Greece needs a bailout disbursement of more than €30bn (£24bn) next month, without which it will go bankrupt. It is certain to get the money, it is said in Brussels, since, following chancellor Angela Merkel's fraught visit to Athens this week, no one in the eurozone or in Washington wants to let Greece go bust or exit the common currency....
With a funding gap opening up in the Greek bailout trajectory of up to €30bn, the IMF is said to be arguing that the Europeans should foot the bill by writing down Greece's official debt.

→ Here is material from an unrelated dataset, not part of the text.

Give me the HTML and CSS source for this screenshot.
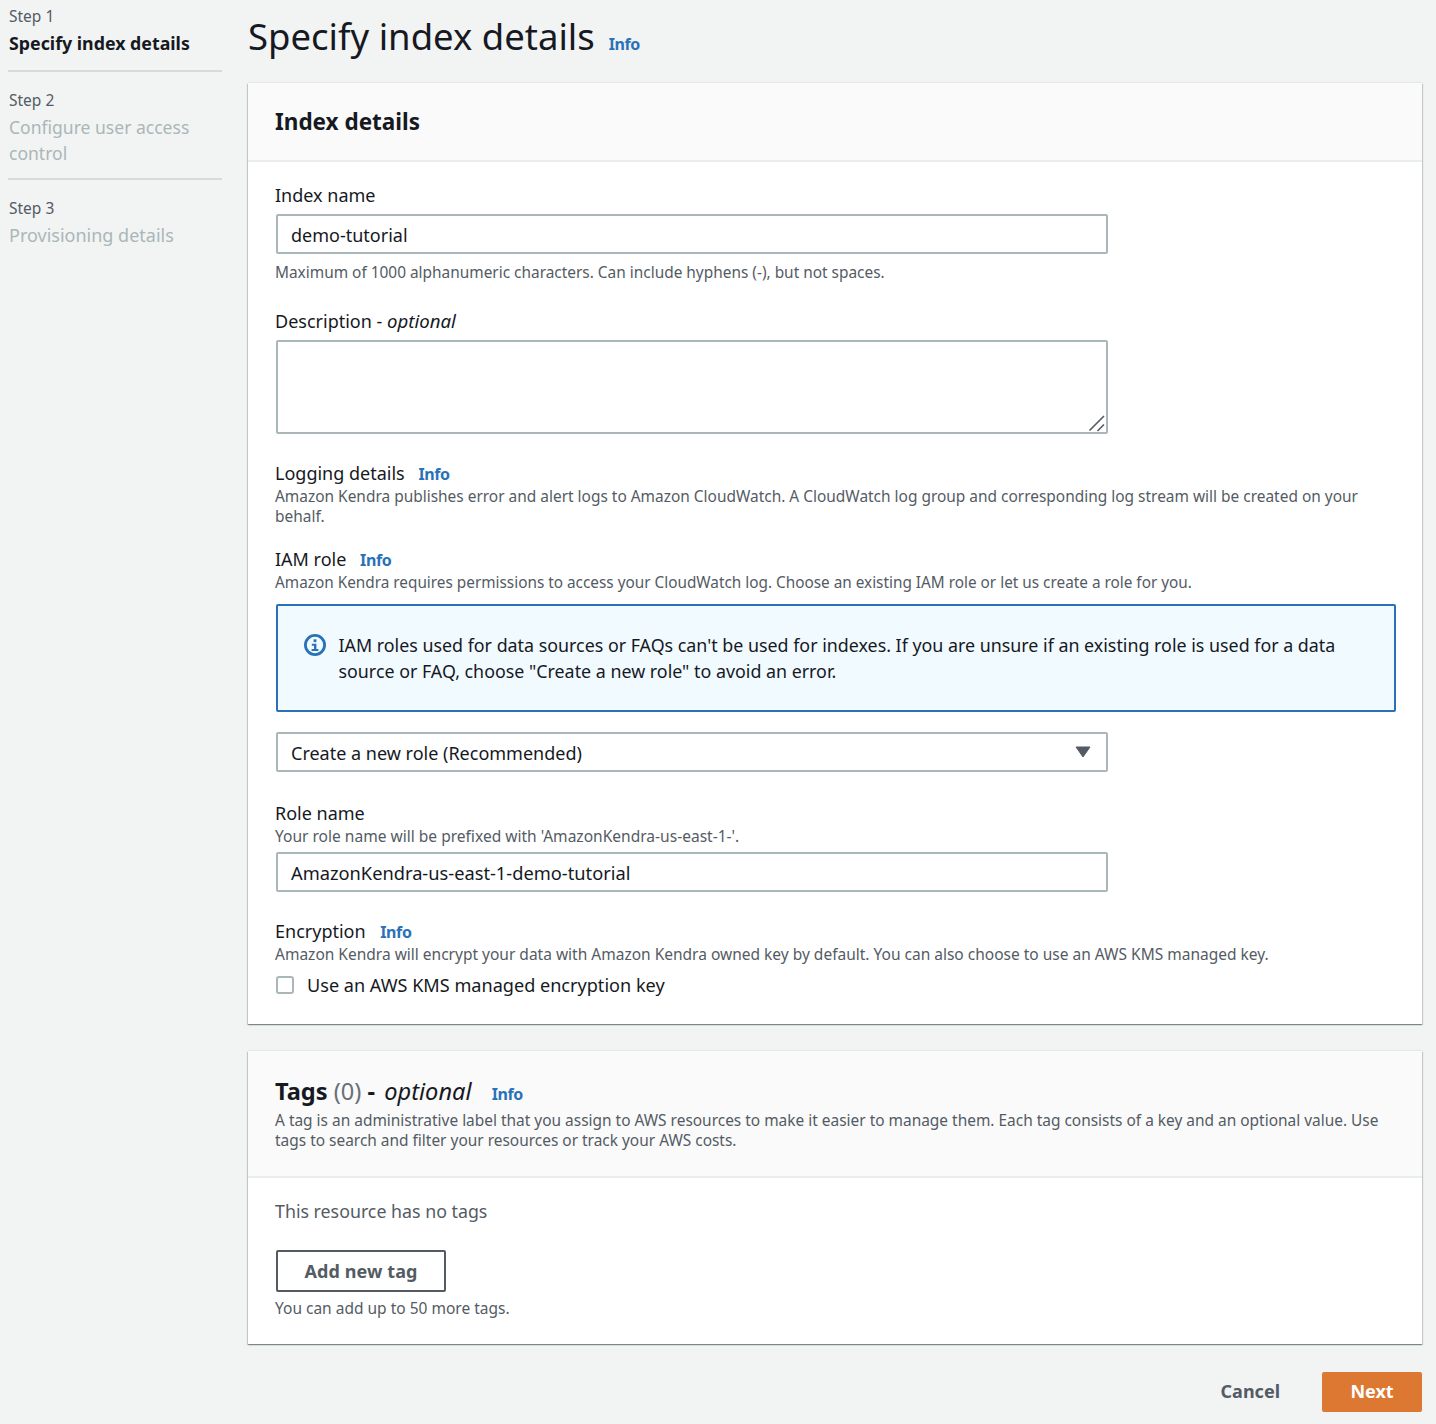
FILE: index.html
```html
<!DOCTYPE html>
<html lang="en">
<head>
<meta charset="utf-8">
<title>Specify index details</title>
<link rel="stylesheet" href="styles.css">
</head>
<body>
<div class="page">
  <nav class="steps">
    <div class="step first">
      <div class="step-num">Step 1</div>
      <div class="step-name current">Specify index details</div>
    </div>
    <div class="step">
      <div class="step-num">Step 2</div>
      <div class="step-name step-wrap">Configure user access control</div>
    </div>
    <div class="step last">
      <div class="step-num">Step 3</div>
      <div class="step-name">Provisioning details</div>
    </div>
  </nav>
  <main class="main">
    <header class="page-head">
      <h1>Specify index details</h1>
      <a class="info info-head">Info</a>
    </header>

    <section class="card card-details">
      <div class="card-head details-head"><h2>Index details</h2></div>
      <div class="card-body">
        <div class="label lbl-name">Index name</div>
        <div class="input input-name">demo-tutorial</div>
        <div class="hint hint-name">Maximum of 1000 alphanumeric characters. Can include hyphens (-), but not spaces.</div>

        <div class="label lbl-desc">Description - <em>optional</em></div>
        <div class="textarea">
          <svg class="grip" width="16" height="16" viewBox="0 0 16 16"><path d="M-.5 14.500 14 0M7.500 15 14 8.500" stroke="#545b64" stroke-width="1.600" fill="none"/></svg>
        </div>

        <div class="label lbl-log">Logging details <a class="info">Info</a></div>
        <div class="hint hint-long">Amazon Kendra publishes error and alert logs to Amazon CloudWatch. A CloudWatch log group and corresponding log stream will be created on your behalf.</div>

        <div class="label lbl-iam">IAM role <a class="info">Info</a></div>
        <div class="hint hint-iam">Amazon Kendra requires permissions to access your CloudWatch log. Choose an existing IAM role or let us create a role for you.</div>

        <div class="alert">
          <svg class="alert-icon" width="24" height="24" viewBox="0 0 24 24"><circle cx="12" cy="12" r="9.600" fill="none" stroke="#2a72b8" stroke-width="2.800"/><rect x="10.600" y="6.300" width="2.800" height="2.800" fill="#2a72b8"/><path d="M8.800 10.700h4.600v5.300h2v2H8.600v-2h2.400v-3.300H8.800z" fill="#2a72b8"/></svg>
          <p>IAM roles used for data sources or FAQs can't be used for indexes. If you are unsure if an existing role is used for a data source or FAQ, choose "Create a new role" to avoid an error.</p>
        </div>

        <div class="input select">
          <span>Create a new role (Recommended)</span>
          <svg class="caret" width="16" height="12" viewBox="0 0 16 12"><path d="M1 1h14L8 11z" fill="#545b64" stroke="#545b64" stroke-linejoin="round"/></svg>
        </div>

        <div class="label lbl-role">Role name</div>
        <div class="hint hint-role">Your role name will be prefixed with 'AmazonKendra-us-east-1-'.</div>
        <div class="input input-role">AmazonKendra-us-east-1-demo-tutorial</div>

        <div class="label lbl-enc">Encryption <a class="info">Info</a></div>
        <div class="hint hint-enc">Amazon Kendra will encrypt your data with Amazon Kendra owned key by default. You can also choose to use an AWS KMS managed key.</div>
        <div class="check-row"><span class="checkbox"></span><span>Use an AWS KMS managed encryption key</span></div>
      </div>
    </section>

    <section class="card card-tags">
      <div class="card-head tags-head">
        <h2 class="tags-title">Tags <span class="count">(0)</span> - <em>optional</em> <a class="info">Info</a></h2>
        <div class="hint hint-long">A tag is an administrative label that you assign to AWS resources to make it easier to manage them. Each tag consists of a key and an optional value. Use tags to search and filter your resources or track your AWS costs.</div>
      </div>
      <div class="card-body tags-body">
        <div class="empty">This resource has no tags</div>
        <button class="btn btn-add">Add new tag</button>
        <div class="hint hint-add">You can add up to 50 more tags.</div>
      </div>
    </section>

    <footer class="actions">
      <button class="btn-link">Cancel</button>
      <button class="btn-next">Next</button>
    </footer>
  </main>
</div>
</body>
</html>
```
FILE: styles.css
```css
* { box-sizing: border-box; }
html, body { margin: 0; height: 100%; }
body {
  background: #f2f3f3;
  color: #16191f;
  font-family: "Noto Sans", "Open Sans", sans-serif;
  font-size: 18px;
  line-height: 26px;
  overflow: hidden;
}
.page {
  display: grid;
  grid-template-columns: 214px 1174px;
  column-gap: 26px;
  padding-left: 8px;
  height: 1424px;
}
.steps { padding-top: 6px; }
.step { border-bottom: 2px solid #d5dbdb; padding: 0 0 14px 1px; margin-bottom: 18px; }
.step:nth-child(2) { padding-bottom: 12px; }
.step.last { border-bottom: 0; }
.step-num { font-size: 15.500px; line-height: 20px; color: #545b64; margin-bottom: 4px; }
.step-name { font-size: 18px; line-height: 26px; color: #aab7b8; }
.step-wrap { font-size: 17.550px; }
.step-name.current { color: #16191f; font-weight: 700; font-size: 17.800px; }
.page-head { display: flex; align-items: baseline; gap: 14px; height: 83px; padding-top: 10px; }
h1 { margin: 0; font-size: 36.500px; line-height: 52px; font-weight: 400; }
.info { color: #2a72b8; font-size: 16px; letter-spacing: -.4px; font-weight: 700; margin-left: 9px; }
.info-head { margin-left: 0; }
.card {
  background: #fff;
  box-shadow: 0 1px 1px 0 rgba(0,28,36,.3), 1px 1px 1px 0 rgba(0,28,36,.15), -1px 1px 1px 0 rgba(0,28,36,.15), 0 -1px 1px 0 rgba(0,28,36,.05);
}
.card-head {
  background: #fafafa;
  border-bottom: 2px solid #eaeded;
  padding: 0 27px;
}
.details-head { height: 79px; display: flex; align-items: center; }
h2 { margin: 0; font-size: 22.500px; line-height: 30px; font-weight: 700; }
.card-body { padding: 0 27px; }
.card-details { height: 941px; }
.card-details .card-body { padding-top: 20px; }
.label { font-size: 18px; line-height: 26px; }
.hint { font-size: 15.420px; line-height: 20px; color: #545b64; }
.hint-long { font-size: 15.450px; }
.input, .textarea {
  display: block;
  width: 832px;
  margin-left: 1px;
  background: #fff;
  border: 2px solid #aab7b8;
  border-radius: 2px;
}
.input { height: 40px; padding: 0 13px; line-height: 38px; font-size: 18px; }
.input-name { margin-top: 6px; }
.hint-name { margin-top: 9px; }
.lbl-desc { margin-top: 25px; }
.lbl-desc em { font-size: 18.600px; }
.textarea { height: 94px; margin-top: 6px; position: relative; }
.grip { position: absolute; right: 0; bottom: 0; overflow: visible; }
.lbl-log { margin-top: 26px; height: 26px; }
.lbl-iam { margin-top: 20px; height: 26px; }
.hint-iam { font-size: 15.330px; }
.alert {
  display: flex;
  margin-top: 12px;
  height: 108px;
  background: #f1faff;
  border: 2px solid #2a72b8;
  border-radius: 2px;
  padding: 26px 40px 0 26px;
  margin-left: 1px;
  width: 1120px;
  gap: 11.500px;
}
.alert-icon { flex: none; margin-top: 1px; margin-left: -1px; }
.alert p { margin: 0; font-size: 17.850px; line-height: 26px; }
.select { display: flex; justify-content: space-between; align-items: center; margin-top: 20px; height: 40px; padding-right: 15px; }
.select span { padding-top: 2px; }
.lbl-role { margin-top: 28px; }
.hint-role { font-size: 15.550px; }
.input-role { margin-top: 6px; font-size: 18.250px; }
.lbl-enc { margin-top: 26px; height: 26px; }
.lbl-enc .info { margin-left: 10px; }
.hint-enc { font-size: 15.500px; }
.check-row { display: flex; align-items: center; gap: 13px; margin-top: 8px; margin-left: 1px; font-size: 18.100px; }
.checkbox { width: 18px; height: 18px; border: 2px solid #aab7b8; border-radius: 3px; background: #fff; }
.card-tags { margin-top: 27px; height: 293px; }
.tags-head { height: 127px; padding-top: 25px; }
.tags-title { font-size: 23.600px; line-height: 30px; margin-bottom: 1px; }
.tags-title em { font-weight: 400; margin-left: 3px; }
.tags-title .info { margin-left: 14px; }
.count { color: #687078; font-weight: 400; }
.tags-body { padding-top: 20px; }
.empty { color: #545b64; font-size: 17.800px; line-height: 26px; }
.btn {
  display: block;
  margin-top: 26px;
  margin-left: 1px;
  width: 170px;
  height: 42px;
  border: 2px solid #545b64;
  border-radius: 2px;
  background: #fff;
  color: #545b64;
  letter-spacing: .1px;
  font: 700 18px/26px "Noto Sans", sans-serif;
}
.hint-add { margin-top: 6px; font-size: 15.500px; }
.actions { display: flex; justify-content: flex-end; align-items: center; gap: 42px; margin-top: 28px; }
.btn-link { border: 0; background: none; color: #545b64; font: 700 18px/26px "Noto Sans", sans-serif; padding: 0 0 2px; }
.btn-next { width: 100px; height: 40px; border: 0; padding: 0 0 2px; border-radius: 2px; background: #dd7832; color: #fff; font: 700 18px/26px "Noto Sans", sans-serif; }
```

Other ideas being mulled over are to "extend" the €130bn bailout (Greece's second) or concoct a third rescue, all deeply unattractive options for Merkel who would need to return to an increasingly recalcitrant parliament in Berlin in an election year.
The row comes as divisions open up in public between the IMF and eurozone leaders over the merits of austerity, after an IMF study released this week found that it had underestimated the impact that fiscal cutbacks have on economic growth.
This study has been rebuffed by some eurozone leaders, with commissioner Olli Rehn arguing that it would be a mistake to change course. "The EU cannot be making swift turns, rather it is a convoy and you have to carefully consider which policy turns are best," he said.The best policy turn is to adopt the Swedish Model with both ultra transparency and the European Stability Mechanism becoming a backstop for each EU country's deposit guarantee.